After clicking on the language image you want, you need to click on the "Tags" link so you can find the image tag you want to build from (the :3.8 of python:3.8). After clicking on "Tags", you should see a page similar to the following.

dockerhub python tags page

Scroll down until you find the tag you want. This will usually be based around the version of the language contained in the image e.g. 3.8 for Python. You need to find a fairly specific tag for the version of the language you want. Failing to have a specific enough language version specified runs the risk of your Model not working in the future if the language is updated with breaking changes. For example, rather than specifying that your image should be built from python or python:3, it should specify python:3.8 as there won't be breaking changes introduced in Python 3.8.X updates, whereas there might be breaking changes between Python 3.X updates.

Model Inputs and Outputs

DAFNI is designed to enable the running and connection of a wide range of Models, all of which could be written in different programming languages. To make this possible, there needs to be a common interface into and out of a Model.

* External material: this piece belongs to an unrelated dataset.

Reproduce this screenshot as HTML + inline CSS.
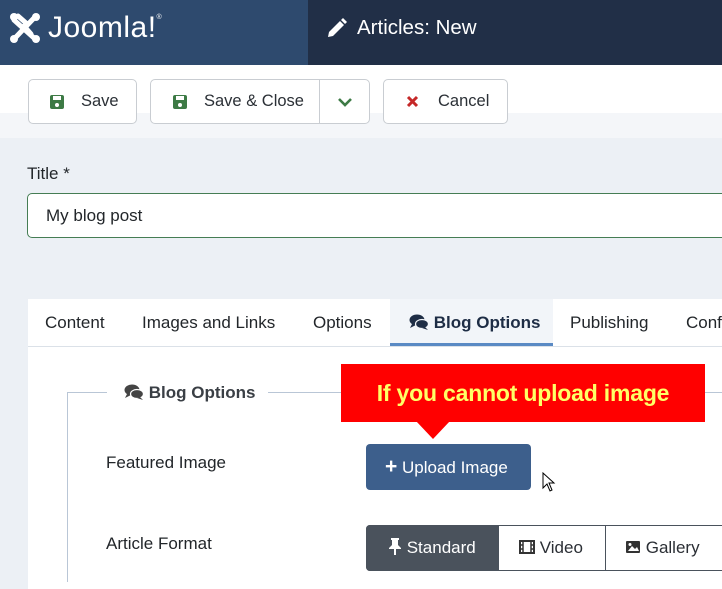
<!DOCTYPE html>
<html><head><meta charset="utf-8"><style>
*{box-sizing:border-box;margin:0;padding:0}
body{width:722px;height:579px;overflow:hidden;background:#ecf0f5;font-family:"Liberation Sans",sans-serif;position:relative;color:#22262a}
.abs{position:absolute}
.hdrL{left:0;top:0;width:308px;height:65px;background:#2e4a6e}
.hdrR{left:308px;top:0;width:414px;height:65px;background:#212f47}
.tb{left:0;top:65px;width:722px;height:48px;background:#fff}
.tb2{left:0;top:113px;width:722px;height:25px;background:#f4f6f9}
.btn{position:absolute;top:79px;height:45px;border:1px solid #c9cdd2;border-radius:5px;background:#fff;font-size:16.5px;color:#2b3036;display:flex;align-items:center}
.card{left:28px;top:299px;width:700px;height:290px;background:#fff}
.tab{position:absolute;top:299px;height:47px;line-height:48px;font-size:17px;color:#22262a}
</style></head><body>
<div class="abs hdrL"></div><div class="abs hdrR"></div>
<svg class="abs" style="left:7px;top:11px" width="36" height="34" viewBox="0 0 36 34"><g fill="none" stroke="#fff" stroke-width="5" stroke-linecap="round"><path d="M7 9 L27 27"/><path d="M27 7 L9 26"/><path d="M11 5 L19 12"/><path d="M24 23 L17 15"/></g><g fill="#fff"><circle cx="7" cy="6" r="4"/><circle cx="29" cy="6" r="4"/><circle cx="7" cy="28" r="4"/><circle cx="29" cy="28" r="4"/></g></svg>
<div class="abs" style="left:48px;top:11px;font-size:30px;color:#fff;letter-spacing:0.5px">Joomla!<sup style="font-size:7px;vertical-align:18px">®</sup></div>
<svg class="abs" style="left:326px;top:17px" width="22" height="22" viewBox="0 0 22 22"><path d="M3 15 L14 4 L18 8 L7 19 L2 20 Z" fill="#fff"/><path d="M15 3 L17 1 L21 5 L19 7 Z" fill="#fff"/></svg>
<div class="abs" style="left:357px;top:16px;font-size:20.5px;color:#fff">Articles: New</div>
<div class="abs tb"></div><div class="abs tb2"></div>
<div class="btn" style="left:28px;width:109px"><svg style="margin-left:20px" width="16" height="16" viewBox="0 0 16 16"><rect x="1" y="1" width="14" height="14" rx="2" fill="#3d7a45"/><rect x="4" y="2" width="8" height="4" fill="#fff"/><circle cx="8" cy="11" r="2" fill="#fff"/></svg><span style="margin-left:16px">Save</span></div>
<div class="btn" style="left:150px;width:220px"><svg style="margin-left:21px" width="16" height="16" viewBox="0 0 16 16"><rect x="1" y="1" width="14" height="14" rx="2" fill="#3d7a45"/><rect x="4" y="2" width="8" height="4" fill="#fff"/><circle cx="8" cy="11" r="2" fill="#fff"/></svg><span style="margin-left:16px">Save &amp; Close</span><span style="position:absolute;left:168px;top:0;height:43px;border-left:1px solid #c9cdd2"></span><svg style="position:absolute;left:186px;top:16px" width="16" height="12" viewBox="0 0 16 12"><path d="M2 3 L8 9 L14 3" fill="none" stroke="#3d7a45" stroke-width="2.6"/></svg></div>
<div class="btn" style="left:383px;width:125px"><svg style="margin-left:22px" width="13" height="13" viewBox="0 0 13 13"><path d="M2 2 L11 11 M11 2 L2 11" stroke="#c52828" stroke-width="3"/></svg><span style="margin-left:19px">Cancel</span></div>
<div class="abs" style="left:27px;top:164px;font-size:17px;color:#22262a">Title *</div>
<div class="abs" style="left:27px;top:193px;width:710px;height:45px;background:#fff;border:1px solid #457d54;border-radius:5px;padding-left:18px;line-height:43px;font-size:17px">My blog post</div>
<div class="abs card"></div>
<div class="abs" style="left:28px;top:346px;width:694px;height:1px;background:#dbe1e8"></div>
<div class="abs" style="left:390px;top:299px;width:163px;height:47px;background:#f2f5f9;border-bottom:3px solid #5a8ac4"></div>
<div class="tab" style="left:45px">Content</div>
<div class="tab" style="left:142px">Images and Links</div>
<div class="tab" style="left:313px">Options</div>
<div class="tab" style="left:409px;font-weight:bold;color:#1e2d45"><svg width="20" height="16" viewBox="0 0 20 16" style="vertical-align:-2px"><ellipse cx="8" cy="6" rx="7.5" ry="5.5" fill="#1e2d45"/><path d="M3 10 L1 14 L7 11 Z" fill="#1e2d45"/><ellipse cx="13" cy="10" rx="6.5" ry="4.5" fill="#1e2d45" stroke="#f2f5f9" stroke-width="1.2"/><path d="M16 13 L19 16 L13 14 Z" fill="#1e2d45"/></svg> Blog Options</div>
<div class="tab" style="left:570px">Publishing</div>
<div class="tab" style="left:686px">Conf</div>
<div class="abs" style="left:67px;top:392px;width:1px;height:190px;background:#b9c6d6"></div>
<div class="abs" style="left:67px;top:392px;width:40px;height:1px;background:#b9c6d6"></div>
<div class="abs" style="left:268px;top:392px;width:460px;height:1px;background:#b9c6d6"></div>
<div class="abs" style="left:124px;top:383px;font-size:17px;font-weight:bold;color:#3a3f45"><svg width="20" height="16" viewBox="0 0 20 16" style="vertical-align:-2px"><ellipse cx="8" cy="6" rx="7.5" ry="5.5" fill="#444"/><path d="M3 10 L1 14 L7 11 Z" fill="#444"/><ellipse cx="13" cy="10" rx="6.5" ry="4.5" fill="#444" stroke="#fff" stroke-width="1.2"/><path d="M16 13 L19 16 L13 14 Z" fill="#444"/></svg> Blog Options</div>
<div class="abs" style="left:341px;top:364px;width:364px;height:58px;background:#ff0000;color:#ffff66;font-weight:bold;font-size:23px;text-align:center;line-height:58px;letter-spacing:-0.2px">If you cannot upload image</div>
<div class="abs" style="left:416px;top:421px;width:0;height:0;border-left:17px solid transparent;border-right:17px solid transparent;border-top:18px solid #ff0000"></div>
<div class="abs" style="left:106px;top:453px;font-size:17px">Featured Image</div>
<div class="abs" style="left:366px;top:444px;width:165px;height:46px;background:#3d5f8c;border-radius:4px;color:#fff;font-size:17px;line-height:46px;padding-left:19px"><b style="font-size:21px">+</b> Upload Image</div>
<svg class="abs" style="left:542px;top:472px" width="14" height="22" viewBox="0 0 14 22"><path d="M1 1 L1 16 L5 12 L8 19 L10 18 L7 11 L12 11 Z" fill="#fff" stroke="#000" stroke-width="1"/></svg>
<div class="abs" style="left:106px;top:534px;font-size:17px">Article Format</div>
<div class="abs" style="left:366px;top:525px;width:370px;height:46px;border:1px solid #4a525c;border-radius:4px;background:#fff"></div>
<div class="abs" style="left:366px;top:525px;width:133px;height:46px;background:#4a525c;border-radius:4px 0 0 4px;color:#fff;font-size:17px;line-height:46px;padding-left:22px"><svg width="14" height="18" viewBox="0 0 14 18" style="vertical-align:-2px"><path d="M3 1 H11 V3 H10 V8 L13 11 V12 H1 V11 L4 8 V3 H3 Z" fill="#fff"/><rect x="6" y="12" width="2" height="6" fill="#fff"/></svg> Standard</div>
<div class="abs" style="left:605px;top:525px;width:1px;height:46px;background:#4a525c"></div>
<div class="abs" style="left:519px;top:525px;font-size:17px;line-height:46px;color:#2b2f35"><svg width="16" height="14" viewBox="0 0 16 14" style="vertical-align:-1px"><rect x="1" y="1" width="14" height="12" fill="none" stroke="#333" stroke-width="2"/><path d="M4 1 V13 M12 1 V13 M1 5 H4 M1 9 H4 M12 5 H15 M12 9 H15" stroke="#333" stroke-width="1.5"/></svg> Video</div>
<div class="abs" style="left:625px;top:525px;font-size:17px;line-height:46px;color:#2b2f35"><svg width="16" height="14" viewBox="0 0 16 14" style="vertical-align:-1px"><rect x="1" y="1" width="14" height="12" rx="1" fill="#333"/><path d="M3 11 L7 6 L10 9 L12 7 L14 11 Z" fill="#fff"/><circle cx="5" cy="4.5" r="1.5" fill="#fff"/></svg> Gallery</div>
</body></html>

The inputs and outputs (along with other Model configuration) is provided in a Model Definition file (see our How to Write a Model Definition guide for more information). An example of a Model Definition file can be seen at simple-example--fibonacci-model/model_definition.yaml.

Inputs

At the time of writing this guide, the supported mechanisms for defining inputs are through environment variables and through retrieval of Datasets from the National Infrastructure Database (NID).

Environment Variables

Environment variables are a simple way of providing outside configuration to a Model. In the Model Definition file that accompanies your Model you can define some parameters around each of the environment variables such as minimum and maximum accepted values, the expected data type of the value, etc. The Fibonacci Model demonstrates this in simple-example--fibonacci-model/model_definition.yaml.

Environment variables are a common mechanism to provide configuration to computer programs so there is good support for reading their values in a range of programming languages. For example, in Python one would do the following.

import os

environment_variable_value = os.getenv("ENVIRONMENT_VARIABLE_NAME")

Note: Aim to extract the values of the environment variables in a configuration file/class, not directly on the lines of code where you need the value. In the places you need this value in the code you can then read from the value from the configuration file. This makes the implementation much more flexible i.e. there is only a single place to change if you decide you want to change the name of an environment variable.

Datasets

Datasets provide a means of getting far richer data into your Model. Datasets are retrieved from the NID when a Model runs and are made available at a specified location in the Model's file structure. When creating the Model Definition file that accompanies your Model, you are able to specify Dataslots, containing the Datasets that you would like to be included in your Model and at which the file path you would like them to be made available. There are some restrictions to be aware of when working with Datasets and Dataslots:

  1. The Dataset(s) in a Dataslot can only be made available at a path underneath the inputs/ directory e.g. inputs/dataslots/dataslot-one in the Model Definition file.
  2. The Dataset(s) in a Dataslot will be made available at /data/<path you specify in Dataslot in model definition> i.e. if you specify inputs/dataslots/dataslot-one in the Model Definition, the Dataset(s) will be available at /data/inputs/dataslots/dataslot-one in the Model.
  3. Datasets are read-only, meaning you cannot update them in place.

To make use of a Dataset, it must be available in the NID. To do this, head over to the Data Catalogue page in the DAFNI web app. Once there, press the Add data button. This will take you to a page through which you can create a Dataset by following the on screen instructions.

Outputs

Datasets

The Model Definition file allows you to specify a list of output Datasets, this list is currently only used as additional metadata to inform users what files your Model outputs. Similar to Datasets as inputs there are some restrictions to be aware of:

  1. The outputs of your Model must be moved to the /data/outputs/ folder for DAFNI to pick them up, Workflows are one place in which this structure is critical.

Although this list field is not currently required for a valid Model Definition file, it does come in useful when you and others are trying to use your Model in a Workflow. Publish and Visualisation steps require a user to specify a path to the files they want to add to their Dataset or Visualisation, they can use the list you provide to list the specific files they want to introduce.